- [Supplied material]:

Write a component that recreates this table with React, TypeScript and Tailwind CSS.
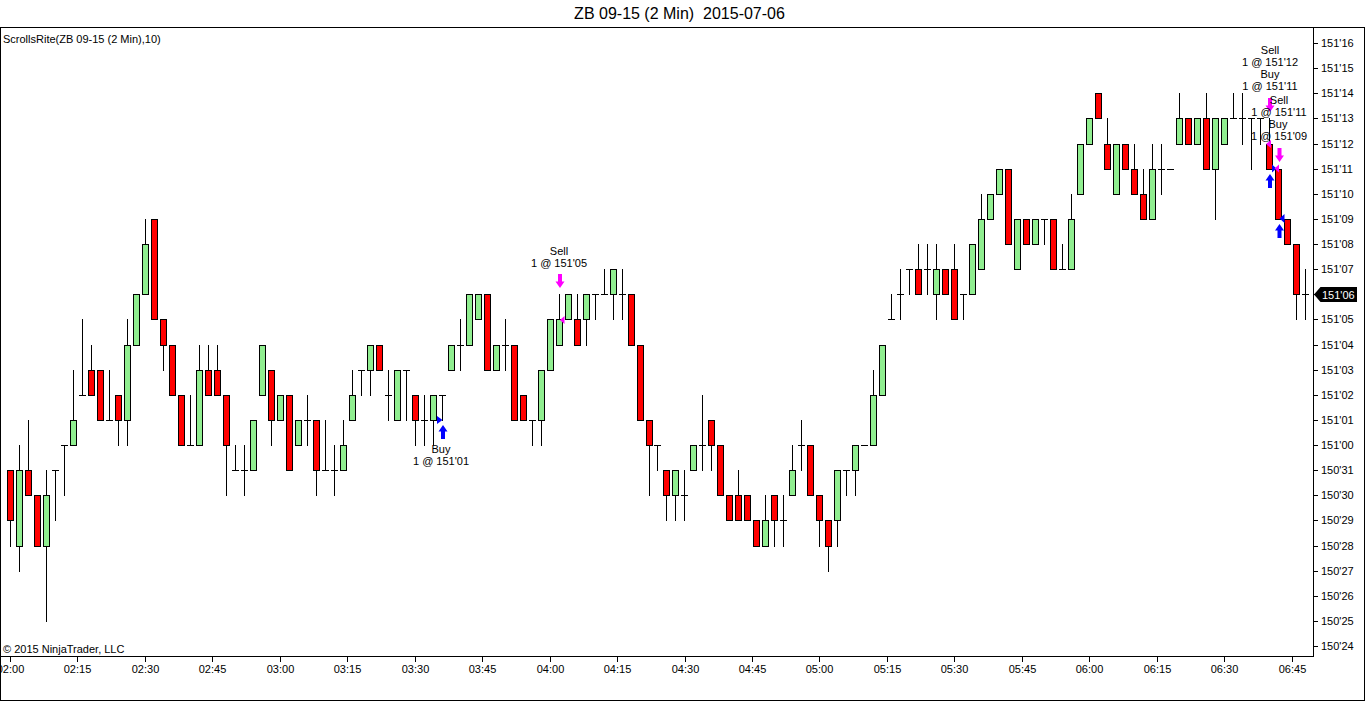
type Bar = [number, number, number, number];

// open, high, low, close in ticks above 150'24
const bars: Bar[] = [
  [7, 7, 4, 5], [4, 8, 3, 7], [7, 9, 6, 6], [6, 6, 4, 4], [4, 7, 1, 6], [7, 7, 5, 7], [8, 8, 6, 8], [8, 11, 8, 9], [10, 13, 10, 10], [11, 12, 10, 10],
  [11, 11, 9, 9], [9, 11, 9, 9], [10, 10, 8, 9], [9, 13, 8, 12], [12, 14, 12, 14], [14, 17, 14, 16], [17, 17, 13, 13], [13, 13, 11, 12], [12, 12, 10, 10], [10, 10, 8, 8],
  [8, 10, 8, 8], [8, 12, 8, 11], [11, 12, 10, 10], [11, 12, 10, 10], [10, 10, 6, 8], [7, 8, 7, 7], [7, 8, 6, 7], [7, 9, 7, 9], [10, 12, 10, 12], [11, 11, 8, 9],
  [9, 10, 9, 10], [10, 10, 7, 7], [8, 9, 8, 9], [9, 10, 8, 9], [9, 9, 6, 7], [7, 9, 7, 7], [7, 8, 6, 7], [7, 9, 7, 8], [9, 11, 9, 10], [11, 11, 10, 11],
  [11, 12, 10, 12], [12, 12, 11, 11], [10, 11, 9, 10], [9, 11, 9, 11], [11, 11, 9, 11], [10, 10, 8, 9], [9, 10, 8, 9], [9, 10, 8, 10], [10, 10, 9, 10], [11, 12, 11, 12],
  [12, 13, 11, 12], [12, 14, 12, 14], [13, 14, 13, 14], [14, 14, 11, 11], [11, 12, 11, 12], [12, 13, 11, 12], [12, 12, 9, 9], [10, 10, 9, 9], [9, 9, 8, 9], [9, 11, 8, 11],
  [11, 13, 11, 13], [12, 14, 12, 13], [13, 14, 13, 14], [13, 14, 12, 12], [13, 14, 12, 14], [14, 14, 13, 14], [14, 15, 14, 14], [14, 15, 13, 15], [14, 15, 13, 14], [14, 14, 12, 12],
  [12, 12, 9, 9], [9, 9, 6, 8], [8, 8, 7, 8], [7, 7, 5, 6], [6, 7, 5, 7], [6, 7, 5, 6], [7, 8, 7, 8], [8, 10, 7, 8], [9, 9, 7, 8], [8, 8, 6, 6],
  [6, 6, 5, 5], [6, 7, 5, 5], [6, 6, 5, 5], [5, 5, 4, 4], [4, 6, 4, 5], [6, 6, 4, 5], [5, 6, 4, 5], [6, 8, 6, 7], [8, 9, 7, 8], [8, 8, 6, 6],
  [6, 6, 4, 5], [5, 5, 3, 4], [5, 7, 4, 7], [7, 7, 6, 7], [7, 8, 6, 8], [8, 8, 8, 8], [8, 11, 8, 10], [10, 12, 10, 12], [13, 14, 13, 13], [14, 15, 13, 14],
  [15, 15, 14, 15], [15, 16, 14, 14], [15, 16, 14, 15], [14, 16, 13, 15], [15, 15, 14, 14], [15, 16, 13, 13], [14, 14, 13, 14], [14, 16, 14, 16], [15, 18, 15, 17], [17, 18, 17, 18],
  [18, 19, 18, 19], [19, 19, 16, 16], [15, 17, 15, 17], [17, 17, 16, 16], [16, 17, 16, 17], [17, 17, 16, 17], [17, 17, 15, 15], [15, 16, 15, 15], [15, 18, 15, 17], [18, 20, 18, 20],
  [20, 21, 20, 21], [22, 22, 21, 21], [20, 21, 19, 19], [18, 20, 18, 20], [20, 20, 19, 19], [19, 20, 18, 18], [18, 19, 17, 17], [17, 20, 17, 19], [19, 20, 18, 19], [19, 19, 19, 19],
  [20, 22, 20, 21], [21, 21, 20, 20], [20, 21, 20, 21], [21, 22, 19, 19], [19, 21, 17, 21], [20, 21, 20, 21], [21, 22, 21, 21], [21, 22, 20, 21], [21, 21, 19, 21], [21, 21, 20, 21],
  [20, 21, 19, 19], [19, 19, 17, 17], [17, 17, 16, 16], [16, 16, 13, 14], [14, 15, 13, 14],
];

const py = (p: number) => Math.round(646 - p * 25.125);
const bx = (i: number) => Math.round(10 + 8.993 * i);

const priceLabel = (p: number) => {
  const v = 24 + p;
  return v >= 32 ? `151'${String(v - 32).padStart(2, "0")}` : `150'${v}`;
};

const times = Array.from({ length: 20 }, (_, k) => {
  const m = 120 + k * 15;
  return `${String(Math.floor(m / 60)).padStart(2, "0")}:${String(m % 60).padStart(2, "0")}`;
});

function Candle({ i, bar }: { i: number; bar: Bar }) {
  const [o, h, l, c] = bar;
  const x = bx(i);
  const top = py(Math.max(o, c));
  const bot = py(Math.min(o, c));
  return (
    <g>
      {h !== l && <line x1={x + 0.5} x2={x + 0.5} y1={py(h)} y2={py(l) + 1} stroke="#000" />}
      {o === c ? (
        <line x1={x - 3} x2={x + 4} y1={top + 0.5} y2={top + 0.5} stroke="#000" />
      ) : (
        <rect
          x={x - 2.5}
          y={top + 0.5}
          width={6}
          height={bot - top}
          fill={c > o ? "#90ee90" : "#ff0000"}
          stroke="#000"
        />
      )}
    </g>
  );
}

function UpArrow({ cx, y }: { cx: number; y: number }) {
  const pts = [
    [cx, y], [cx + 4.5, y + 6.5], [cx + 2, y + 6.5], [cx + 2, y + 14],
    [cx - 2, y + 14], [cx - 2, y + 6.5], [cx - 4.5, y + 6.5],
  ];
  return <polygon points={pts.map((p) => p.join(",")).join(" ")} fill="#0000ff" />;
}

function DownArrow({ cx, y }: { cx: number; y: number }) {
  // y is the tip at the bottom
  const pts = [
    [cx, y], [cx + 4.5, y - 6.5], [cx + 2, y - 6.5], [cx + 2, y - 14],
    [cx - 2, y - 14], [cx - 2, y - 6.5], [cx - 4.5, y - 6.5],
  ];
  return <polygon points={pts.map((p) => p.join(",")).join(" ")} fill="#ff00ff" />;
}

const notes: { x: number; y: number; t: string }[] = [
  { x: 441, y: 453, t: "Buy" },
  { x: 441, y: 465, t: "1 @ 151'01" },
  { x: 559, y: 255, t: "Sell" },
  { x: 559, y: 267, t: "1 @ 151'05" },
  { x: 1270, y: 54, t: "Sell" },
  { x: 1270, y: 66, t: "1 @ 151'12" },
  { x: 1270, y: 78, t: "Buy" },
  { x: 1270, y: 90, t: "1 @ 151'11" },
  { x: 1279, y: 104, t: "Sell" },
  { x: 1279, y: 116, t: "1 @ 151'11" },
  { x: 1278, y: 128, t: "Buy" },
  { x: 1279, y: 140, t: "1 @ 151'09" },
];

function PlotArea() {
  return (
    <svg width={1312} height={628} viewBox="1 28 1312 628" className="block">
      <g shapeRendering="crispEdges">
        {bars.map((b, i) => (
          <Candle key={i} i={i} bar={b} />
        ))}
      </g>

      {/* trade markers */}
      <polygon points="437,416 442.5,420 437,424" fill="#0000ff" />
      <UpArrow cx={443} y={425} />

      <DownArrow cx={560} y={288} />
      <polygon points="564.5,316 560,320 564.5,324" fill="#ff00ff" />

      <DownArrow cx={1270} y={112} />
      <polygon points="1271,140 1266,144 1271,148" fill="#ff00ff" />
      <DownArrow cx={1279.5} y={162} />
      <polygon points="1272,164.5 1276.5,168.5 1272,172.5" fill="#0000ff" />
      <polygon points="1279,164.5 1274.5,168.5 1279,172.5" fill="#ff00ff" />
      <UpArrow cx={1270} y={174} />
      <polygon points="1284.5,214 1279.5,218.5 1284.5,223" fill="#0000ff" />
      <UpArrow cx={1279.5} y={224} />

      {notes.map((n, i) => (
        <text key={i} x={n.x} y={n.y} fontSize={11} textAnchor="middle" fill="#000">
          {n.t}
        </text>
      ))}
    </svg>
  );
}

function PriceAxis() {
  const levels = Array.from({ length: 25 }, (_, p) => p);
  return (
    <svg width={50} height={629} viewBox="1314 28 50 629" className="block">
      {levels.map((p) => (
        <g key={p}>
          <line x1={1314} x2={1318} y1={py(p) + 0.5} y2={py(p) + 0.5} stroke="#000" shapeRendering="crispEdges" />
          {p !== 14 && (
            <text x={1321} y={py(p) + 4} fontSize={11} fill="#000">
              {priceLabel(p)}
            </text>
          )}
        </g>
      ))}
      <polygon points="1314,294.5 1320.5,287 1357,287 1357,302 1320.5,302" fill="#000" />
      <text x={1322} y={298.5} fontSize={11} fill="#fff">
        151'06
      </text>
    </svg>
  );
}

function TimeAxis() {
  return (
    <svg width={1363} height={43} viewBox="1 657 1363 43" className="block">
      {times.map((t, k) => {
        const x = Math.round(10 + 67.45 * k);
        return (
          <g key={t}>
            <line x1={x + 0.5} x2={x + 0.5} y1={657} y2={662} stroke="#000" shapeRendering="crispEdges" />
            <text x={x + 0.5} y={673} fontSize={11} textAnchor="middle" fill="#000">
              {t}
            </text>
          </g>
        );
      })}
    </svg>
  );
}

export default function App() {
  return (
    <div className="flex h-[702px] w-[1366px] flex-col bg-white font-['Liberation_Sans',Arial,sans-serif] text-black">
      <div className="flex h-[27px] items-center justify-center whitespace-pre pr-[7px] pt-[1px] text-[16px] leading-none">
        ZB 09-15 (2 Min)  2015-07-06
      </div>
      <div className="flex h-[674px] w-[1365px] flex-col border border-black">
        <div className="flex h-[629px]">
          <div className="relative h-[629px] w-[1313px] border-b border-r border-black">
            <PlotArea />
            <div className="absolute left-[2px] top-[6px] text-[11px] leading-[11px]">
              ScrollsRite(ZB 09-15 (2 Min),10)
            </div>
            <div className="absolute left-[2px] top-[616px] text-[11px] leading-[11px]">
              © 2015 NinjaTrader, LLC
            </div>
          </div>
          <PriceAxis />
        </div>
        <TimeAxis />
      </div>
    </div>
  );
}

- [Direction]: Restate exactly, please, only the lines between the start of the data and the line containing "type Bar = [number, number, number, number];", both ends included, skipping the pictures.

- [Answer for the task]:
Write a component that recreates this table with React, TypeScript and Tailwind CSS.
type Bar = [number, number, number, number];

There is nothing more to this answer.